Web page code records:

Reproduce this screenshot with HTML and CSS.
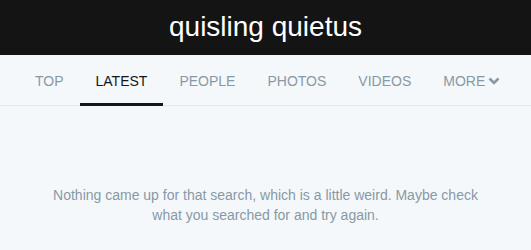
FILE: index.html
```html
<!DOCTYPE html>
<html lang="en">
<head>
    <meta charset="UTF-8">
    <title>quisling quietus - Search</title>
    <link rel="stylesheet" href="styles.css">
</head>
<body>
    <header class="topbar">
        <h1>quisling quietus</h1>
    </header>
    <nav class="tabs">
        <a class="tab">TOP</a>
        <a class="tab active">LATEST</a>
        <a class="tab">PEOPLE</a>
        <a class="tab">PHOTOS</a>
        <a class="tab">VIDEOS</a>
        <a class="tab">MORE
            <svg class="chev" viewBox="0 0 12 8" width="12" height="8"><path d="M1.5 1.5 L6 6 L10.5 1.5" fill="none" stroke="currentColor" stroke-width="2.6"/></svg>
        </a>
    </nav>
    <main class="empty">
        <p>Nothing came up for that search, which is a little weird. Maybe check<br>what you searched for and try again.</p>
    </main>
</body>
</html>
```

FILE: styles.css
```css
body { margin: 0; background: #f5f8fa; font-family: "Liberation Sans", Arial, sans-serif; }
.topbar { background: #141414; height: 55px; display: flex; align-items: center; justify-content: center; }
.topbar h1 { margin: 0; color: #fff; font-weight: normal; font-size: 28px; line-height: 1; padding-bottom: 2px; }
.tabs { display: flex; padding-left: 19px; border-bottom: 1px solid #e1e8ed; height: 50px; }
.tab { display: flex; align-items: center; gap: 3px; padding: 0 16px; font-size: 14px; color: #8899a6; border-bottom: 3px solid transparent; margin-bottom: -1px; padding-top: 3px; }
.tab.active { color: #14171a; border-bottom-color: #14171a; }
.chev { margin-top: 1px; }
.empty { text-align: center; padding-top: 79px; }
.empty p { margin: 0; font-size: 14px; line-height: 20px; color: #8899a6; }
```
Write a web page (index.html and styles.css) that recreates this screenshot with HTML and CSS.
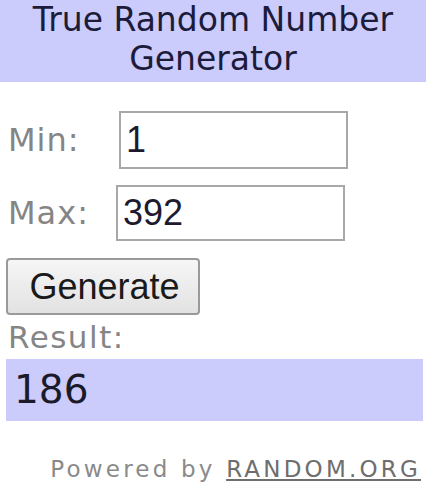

» **Given task**:
Copy out each line of the entries that holds "index".

» **Expected answer**:
FILE: index.html
Write a web page (index.html and styles.css) that recreates this screenshot with HTML and CSS.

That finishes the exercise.